Ol' Willie Shakespeare asked this question through Romeo as he approached Juliet at the balcony. Romeo was musing that calling something by another name does not necessarily change the essence of the thing renamed. He was, you'll remember, struggling with the fact that his love had the WRONG last name--that of his family's rival family in the struggle to control a city.
Well, the sense of struggle, self-doubt and reevaluation are no less intense for this pastor as he contemplates the renaming of the church at 614 Florida Street. As two congregations have merged, it has become clear that continuing either former church's name will bring an unintended dampening of the excitement for the whole process. Yet, what will our new identity be?
Many cultures have a tradition of not naming babies until they have been observed for a while and their character becomes clear.
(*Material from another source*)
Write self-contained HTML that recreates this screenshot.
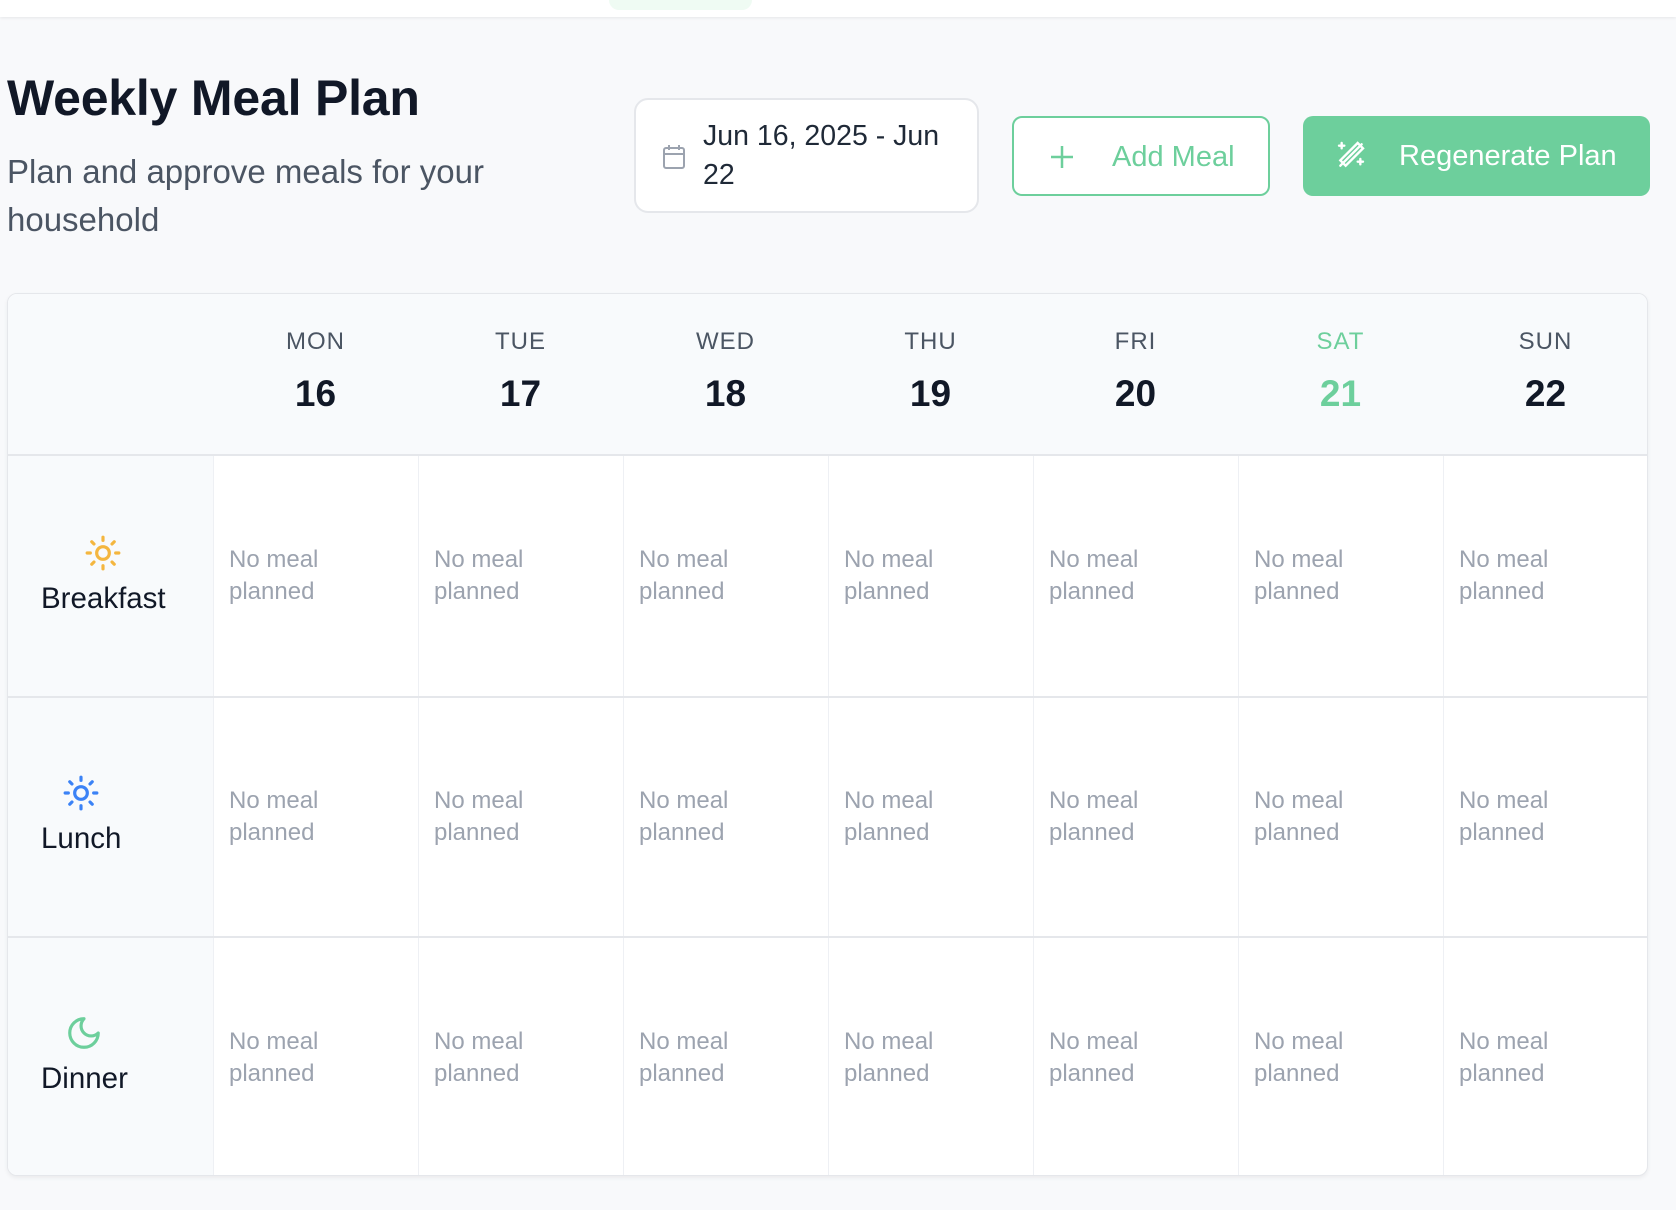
<!DOCTYPE html>
<html><head><meta charset="utf-8"><style>
*{box-sizing:border-box;margin:0;padding:0}
body{width:1676px;height:1210px;background:#f8f9fb;font-family:"Liberation Sans",sans-serif;position:relative;overflow:hidden}
.topbar{position:absolute;left:0;top:0;width:1676px;height:17px;background:#fff;box-shadow:0 1px 3px rgba(0,0,0,.08)}
.tab{position:absolute;left:609px;top:0;width:143px;height:10px;background:#effbf3;border-radius:0 0 10px 10px}
h1{position:absolute;left:7px;top:69px;font-size:50px;font-weight:bold;color:#111827;letter-spacing:-0.2px}
.sub{position:absolute;left:7px;top:148px;width:540px;font-size:33px;line-height:48px;color:#4b5563}
.date{position:absolute;left:634px;top:98px;width:345px;height:115px;background:#fff;border:2px solid #e5e7eb;border-radius:14px}
.date svg{position:absolute;left:26px;top:44px}
.date .t{position:absolute;left:67px;top:17px;font-size:28.5px;line-height:39px;color:#1f2937}
.add{position:absolute;left:1012px;top:116px;width:258px;height:80px;border:2px solid #6dcf9c;border-radius:10px;background:#fff;color:#6dcf9c;font-size:29px}
.add span{position:absolute;left:98px;top:23px}
.add svg{position:absolute;left:36px;top:27px}
.regen{position:absolute;left:1303px;top:116px;width:347px;height:80px;background:#6dcf9c;border-radius:10px;color:#fff;font-size:29px}
.regen span{position:absolute;left:96px;top:24px}
.regen svg{position:absolute;left:32px;top:23px}
.card{position:absolute;left:7px;top:293px;width:1641px;height:883px;background:#fff;border:1px solid #e5e7eb;border-radius:10px;box-shadow:0 2px 4px rgba(0,0,0,.06);overflow:hidden}
.hdr{position:absolute;left:0;top:0;width:100%;height:162px;background:#f8fafc;border-bottom:2px solid #e5e7eb}
.day{position:absolute;top:0;width:205px;text-align:center}
.day .n{position:absolute;top:34px;width:100%;font-size:24px;color:#4b5563;letter-spacing:1px}
.day .d{position:absolute;top:79px;width:100%;font-size:37px;font-weight:bold;color:#111827}
.day.sat .n,.day.sat .d{color:#6dcf9c}
.lab{position:absolute;left:0;width:205px;background:#f8fafc}
.lab .in{position:absolute;left:33px;display:flex;flex-direction:column;align-items:center;font-size:29.5px;color:#111827}
.row{position:absolute;left:0;width:100%;border-bottom:2px solid #e5e7eb}
.cell{position:absolute;width:205px;border-left:1px solid #eef0f4;height:100%}
.cell span{position:absolute;left:15px;top:50%;transform:translateY(-50%);font-size:24px;line-height:32px;color:#9ca3af}
</style></head><body>
<div class="topbar"><div class="tab"></div></div>
<h1>Weekly Meal Plan</h1>
<div class="sub">Plan and approve meals for your household</div>
<div class="date"><svg width="24" height="26" viewBox="0 0 24 26" fill="none" stroke="#9ca3af" stroke-width="2"><rect x="2" y="4" width="20" height="20" rx="2"/><path d="M2 10h20M7 1v5M17 1v5"/></svg><div class="t">Jun 16, 2025 - Jun<br>22</div></div>
<div class="add"><svg width="24" height="24" viewBox="0 0 24 24" stroke="#6dcf9c" stroke-width="2.5"><path d="M12 1v22M1 12h22"/></svg><span>Add Meal</span></div>
<div class="regen"><svg width="32" height="32" viewBox="0 0 24 24" fill="none" stroke="#fff" stroke-width="1.8" stroke-linecap="round"><path d="M20 4 4 20M17 3l4 4-13 13-4-4z"/><path d="M5 3v4M3 5h4M19 15v4M17 17h4"/></svg><span>Regenerate Plan</span></div>
<div class="card">
<div class="hdr">
<div class="day" style="left:205px"><div class="n">MON</div><div class="d">16</div></div>
<div class="day" style="left:410px"><div class="n">TUE</div><div class="d">17</div></div>
<div class="day" style="left:615px"><div class="n">WED</div><div class="d">18</div></div>
<div class="day" style="left:820px"><div class="n">THU</div><div class="d">19</div></div>
<div class="day" style="left:1025px"><div class="n">FRI</div><div class="d">20</div></div>
<div class="day sat" style="left:1230px"><div class="n">SAT</div><div class="d">21</div></div>
<div class="day" style="left:1435px"><div class="n">SUN</div><div class="d">22</div></div>
</div>
<div class="row" style="top:162px;height:242px">
<div class="lab" style="height:100%"><div class="in" style="top:78px"><svg width="38" height="38" viewBox="0 0 24 24" fill="none" stroke="#f4b63f" stroke-width="2" stroke-linecap="round"><circle cx="12" cy="12" r="4"/><path d="M12 2v2M12 20v2M4.9 4.9l1.4 1.4M17.7 17.7l1.4 1.4M2 12h2M20 12h2M4.9 19.1l1.4-1.4M17.7 6.3l1.4-1.4"/></svg><div style="margin-top:10px">Breakfast</div></div></div>
<div class="cell" style="left:205px"><span>No meal<br>planned</span></div><div class="cell" style="left:410px"><span>No meal<br>planned</span></div><div class="cell" style="left:615px"><span>No meal<br>planned</span></div><div class="cell" style="left:820px"><span>No meal<br>planned</span></div><div class="cell" style="left:1025px"><span>No meal<br>planned</span></div><div class="cell" style="left:1230px"><span>No meal<br>planned</span></div><div class="cell" style="left:1435px"><span>No meal<br>planned</span></div>
</div>
<div class="row" style="top:404px;height:240px">
<div class="lab" style="height:100%"><div class="in" style="top:76px"><svg width="38" height="38" viewBox="0 0 24 24" fill="none" stroke="#3b82f6" stroke-width="2" stroke-linecap="round"><circle cx="12" cy="12" r="4"/><path d="M12 2v2M12 20v2M4.9 4.9l1.4 1.4M17.7 17.7l1.4 1.4M2 12h2M20 12h2M4.9 19.1l1.4-1.4M17.7 6.3l1.4-1.4"/></svg><div style="margin-top:10px">Lunch</div></div></div>
<div class="cell" style="left:205px"><span>No meal<br>planned</span></div><div class="cell" style="left:410px"><span>No meal<br>planned</span></div><div class="cell" style="left:615px"><span>No meal<br>planned</span></div><div class="cell" style="left:820px"><span>No meal<br>planned</span></div><div class="cell" style="left:1025px"><span>No meal<br>planned</span></div><div class="cell" style="left:1230px"><span>No meal<br>planned</span></div><div class="cell" style="left:1435px"><span>No meal<br>planned</span></div>
</div>
<div class="row" style="top:644px;height:240px;border-bottom:none">
<div class="lab" style="height:100%"><div class="in" style="top:76px"><svg width="38" height="38" viewBox="0 0 24 24" fill="none" stroke="#6dcf9c" stroke-width="2" stroke-linecap="round" stroke-linejoin="round"><path d="M12 3a6 6 0 0 0 9 9 9 9 0 1 1-9-9z"/></svg><div style="margin-top:10px">Dinner</div></div></div>
<div class="cell" style="left:205px"><span>No meal<br>planned</span></div><div class="cell" style="left:410px"><span>No meal<br>planned</span></div><div class="cell" style="left:615px"><span>No meal<br>planned</span></div><div class="cell" style="left:820px"><span>No meal<br>planned</span></div><div class="cell" style="left:1025px"><span>No meal<br>planned</span></div><div class="cell" style="left:1230px"><span>No meal<br>planned</span></div><div class="cell" style="left:1435px"><span>No meal<br>planned</span></div>
</div>
</div>
</body></html>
Then a name befitting the behavior is attached. While this was the philosophy first adopted by our leadership team, it has become clear you cannot adequitely promote an organization without an identity.
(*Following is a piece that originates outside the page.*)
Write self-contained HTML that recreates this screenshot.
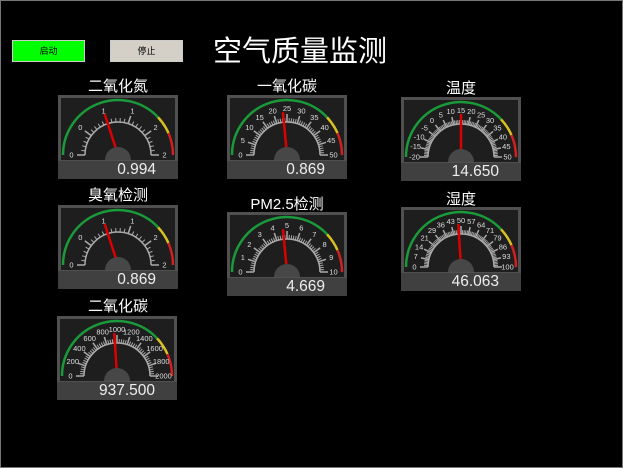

So a label must be attached.
I love the name Touchstone. It reflects the connection to Jesus our cornerstone (Touching the Stone.) Touchstones are used by jewelers to identify the amount of gold in a metalic object. When we come into contact with Jesus, we see ourselves in a true light. This name projects the DNA of a Christ-centered, truth-telling community of faith.
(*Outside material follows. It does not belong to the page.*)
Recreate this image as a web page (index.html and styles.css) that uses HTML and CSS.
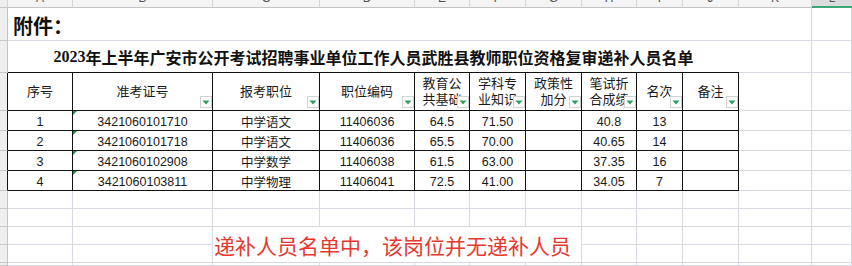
FILE: index.html
```html
<!DOCTYPE html>
<html lang="zh-CN">
<head>
<meta charset="utf-8">
<title>递补人员名单</title>
<link rel="stylesheet" href="styles.css">
</head>
<body>
<div class="sheet">
  <!-- column header row -->
  <div class="ch corner"></div>
  <div class="ch"><span>A</span></div>
  <div class="ch"><span>B</span></div>
  <div class="ch"><span>C</span></div>
  <div class="ch"><span>D</span></div>
  <div class="ch"><span>E</span></div>
  <div class="ch"><span>F</span></div>
  <div class="ch"><span>G</span></div>
  <div class="ch"><span>H</span></div>
  <div class="ch"><span>I</span></div>
  <div class="ch"><span>J</span></div>
  <div class="ch"><span>K</span></div>
  <div class="ch sel"><span>L</span></div>

  <!-- row 1 -->
  <div class="rh"></div>
  <div class="c attach">附件：</div>
  <div class="c"></div>
  <div class="c"></div>

  <!-- row 2 -->
  <div class="rh"></div>
  <div class="c title"><span class="digits">2023</span>年上半年广安市公开考试招聘事业单位工作人员武胜县教师职位资格复审递补人员名单</div>
  <div class="c"></div>
  <div class="c"></div>

  <!-- row 3: table header -->
  <div class="rh tb"></div>
  <div class="c t hd">序号</div>
  <div class="c t hd">准考证号<i class="fb"><svg width="8" height="5" viewBox="0 0 8 5"><polygon points="0.5,0.5 7.5,0.5 4,4.5" fill="#2e9e5f"/></svg></i></div>
  <div class="c t hd">报考职位<i class="fb"><svg width="8" height="5" viewBox="0 0 8 5"><polygon points="0.5,0.5 7.5,0.5 4,4.5" fill="#2e9e5f"/></svg></i></div>
  <div class="c t hd">职位编码<i class="fb"><svg width="8" height="5" viewBox="0 0 8 5"><polygon points="0.5,0.5 7.5,0.5 4,4.5" fill="#2e9e5f"/></svg></i></div>
  <div class="c t hd">教育公<br>共基础<i class="fb"><svg width="8" height="5" viewBox="0 0 8 5"><polygon points="0.5,0.5 7.5,0.5 4,4.5" fill="#2e9e5f"/></svg></i></div>
  <div class="c t hd">学科专<br>业知识<i class="fb"><svg width="8" height="5" viewBox="0 0 8 5"><polygon points="0.5,0.5 7.5,0.5 4,4.5" fill="#2e9e5f"/></svg></i></div>
  <div class="c t hd">政策性<br>加分<i class="fb"><svg width="8" height="5" viewBox="0 0 8 5"><polygon points="0.5,0.5 7.5,0.5 4,4.5" fill="#2e9e5f"/></svg></i></div>
  <div class="c t hd">笔试折<br>合成绩<i class="fb"><svg width="8" height="5" viewBox="0 0 8 5"><polygon points="0.5,0.5 7.5,0.5 4,4.5" fill="#2e9e5f"/></svg></i></div>
  <div class="c t hd">名次<i class="fb"><svg width="8" height="5" viewBox="0 0 8 5"><polygon points="0.5,0.5 7.5,0.5 4,4.5" fill="#2e9e5f"/></svg></i></div>
  <div class="c t hd">备注<i class="fb"><svg width="8" height="5" viewBox="0 0 8 5"><polygon points="0.5,0.5 7.5,0.5 4,4.5" fill="#2e9e5f"/></svg></i></div>
  <div class="c"></div>
  <div class="c"></div>

  <!-- data rows -->
  <div class="rh tb"></div>
  <div class="c t d">1</div>
  <div class="c t d txt">3421060101710</div>
  <div class="c t d">中学语文</div>
  <div class="c t d">11406036</div>
  <div class="c t d">64.5</div>
  <div class="c t d">71.50</div>
  <div class="c t d"></div>
  <div class="c t d">40.8</div>
  <div class="c t d">13</div>
  <div class="c t d"></div>
  <div class="c"></div>
  <div class="c"></div>

  <div class="rh tb"></div>
  <div class="c t d">2</div>
  <div class="c t d txt">3421060101718</div>
  <div class="c t d">中学语文</div>
  <div class="c t d">11406036</div>
  <div class="c t d">65.5</div>
  <div class="c t d">70.00</div>
  <div class="c t d"></div>
  <div class="c t d">40.65</div>
  <div class="c t d">14</div>
  <div class="c t d"></div>
  <div class="c"></div>
  <div class="c"></div>

  <div class="rh tb"></div>
  <div class="c t d">3</div>
  <div class="c t d txt">3421060102908</div>
  <div class="c t d">中学数学</div>
  <div class="c t d">11406038</div>
  <div class="c t d">61.5</div>
  <div class="c t d">63.00</div>
  <div class="c t d"></div>
  <div class="c t d">37.35</div>
  <div class="c t d">16</div>
  <div class="c t d"></div>
  <div class="c"></div>
  <div class="c"></div>

  <div class="rh tb"></div>
  <div class="c t d">4</div>
  <div class="c t d txt">3421060103811</div>
  <div class="c t d">中学物理</div>
  <div class="c t d">11406041</div>
  <div class="c t d">72.5</div>
  <div class="c t d">41.00</div>
  <div class="c t d"></div>
  <div class="c t d">34.05</div>
  <div class="c t d">7</div>
  <div class="c t d"></div>
  <div class="c"></div>
  <div class="c"></div>

  <!-- empty rows -->
  <div class="rh"></div>
  <div class="c"></div><div class="c"></div><div class="c"></div><div class="c"></div><div class="c"></div><div class="c"></div>
  <div class="c"></div><div class="c"></div><div class="c"></div><div class="c"></div><div class="c"></div><div class="c"></div>

  <div class="rh"></div>
  <div class="c"></div><div class="c"></div><div class="c"></div><div class="c"></div><div class="c"></div><div class="c"></div>
  <div class="c"></div><div class="c"></div><div class="c"></div><div class="c"></div><div class="c"></div><div class="c"></div>

  <!-- note rows -->
  <div class="rh"></div>
  <div class="c"></div>
  <div class="c"></div>
  <div class="c note">递补人员名单中，该岗位并无递补人员</div>
  <div class="c"></div><div class="c"></div><div class="c"></div><div class="c"></div><div class="c"></div>

  <div class="rh"></div>
  <div class="c"></div>
  <div class="c"></div>
  <div class="c"></div><div class="c"></div><div class="c"></div><div class="c"></div><div class="c"></div>

  <div class="rh"></div>
  <div class="c"></div><div class="c"></div><div class="c"></div><div class="c"></div><div class="c"></div><div class="c"></div>
  <div class="c"></div><div class="c"></div><div class="c"></div><div class="c"></div><div class="c"></div><div class="c"></div>
</div>
</body>
</html>
```

FILE: styles.css
```css
html, body {
  margin: 0;
  padding: 0;
  background: #ffffff;
}
body {
  width: 852px;
  height: 266px;
  overflow: hidden;
  font-family: "Liberation Sans", "Noto Sans CJK SC", sans-serif;
  color: #1a1a1a;
}
.sheet {
  display: grid;
  grid-template-columns: 8px 65px 140px 107px 95px 55px 56px 56px 55px 46px 56px 73px 40px;
  grid-template-rows: 8px 33px 32px 38px 20px 20px 20px 20px 18px 18px 18px 18px 3px;
  width: 852px;
  height: 266px;
  overflow: hidden;
}
.sheet > div {
  box-sizing: border-box;
  min-width: 0;
  min-height: 0;
}

/* column header */
.ch {
  background: #f4f4f4;
  border-right: 1px solid #d4d4d4;
  border-bottom: 1px solid #c4c4c4;
  overflow: hidden;
  text-align: center;
  font-size: 12px;
  color: #555;
}
.ch span {
  display: block;
  line-height: 14px;
  margin-top: -9px;
}
.ch.sel {
  background: #dcdcdc;
  border-bottom: 2px solid #3aa876;
  border-right: none;
}
.ch.corner {
  background: #eeeeee;
}

/* row header */
.rh {
  background: #eeeeee;
  border-right: 1px solid #c4c4c4;
  border-bottom: 1px solid #c8c8c8;
}
.rh.tb {
  border-right-color: #111;
}

/* cells */
.c {
  border-right: 1px solid #d9d9e4;
  border-bottom: 1px solid #d9d9e4;
  position: relative;
}
.attach {
  grid-column: span 10;
  border-right: none;
  display: flex;
  align-items: center;
  padding: 3px 0 0 5px;
  font-family: "Noto Sans CJK SC", sans-serif;
  font-size: 20px;
  font-weight: 700;
  color: #111;
}
.title {
  grid-column: span 10;
  border-right: none;
  border-bottom-color: #111;
  display: flex;
  align-items: center;
  justify-content: center;
  padding-top: 1px;
  font-family: "Noto Sans CJK SC", sans-serif;
  font-size: 16px;
  font-weight: 700;
  color: #111;
  white-space: nowrap;
}
.title .digits {
  font-family: "Liberation Serif", serif;
  font-weight: 700;
}

/* table */
.t {
  border-right-color: #111;
  border-bottom-color: #111;
}
.hd {
  display: flex;
  align-items: center;
  justify-content: center;
  text-align: center;
  overflow: hidden;
  font-size: 13px;
  line-height: 16px;
  color: #1a1a1a;
  padding-top: 1px;
}
.fb {
  position: absolute;
  right: 0;
  bottom: 2px;
  width: 12px;
  height: 12px;
  box-sizing: border-box;
  border: 1px solid #d2d2d2;
  background: #fdfdfd;
  display: flex;
  align-items: center;
  justify-content: center;
}
.fb svg {
  display: block;
}
.d {
  display: flex;
  align-items: center;
  justify-content: center;
  font-size: 12.5px;
  padding-top: 2px;
  white-space: nowrap;
  color: #1a1a1a;
}
.txt::before {
  content: "";
  position: absolute;
  left: 0;
  top: 0;
  width: 0;
  height: 0;
  border-top: 4px solid #1f8f45;
  border-right: 4px solid transparent;
}

/* note */
.note {
  grid-column: span 5;
  grid-row: span 2;
  display: flex;
  align-items: center;
  padding: 1px 0 0 1px;
  font-family: "Noto Sans CJK SC", sans-serif;
  font-size: 21px;
  color: #e5392f;
  white-space: nowrap;
  background: #ffffff;
}
```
I love the name Hope. For people struggling to survive, this is a perfect name for a community of faith. We offer hope. To be without Jesus is to be "without God and without hope in this world."
But a new label must be attached.
This label will in some measure predict the nature of this new church. All labels do. Naming in the Bible is often a prophetic act, setting the course of destiny for people and groups. Many people were renamed by God in the Bible at a point of life change. (i.e. You were Abram, now you are Abraham; You were Jacob, now you are Israel.)
What's in a name? A lot more than starry-eyed Romeo could have imagined.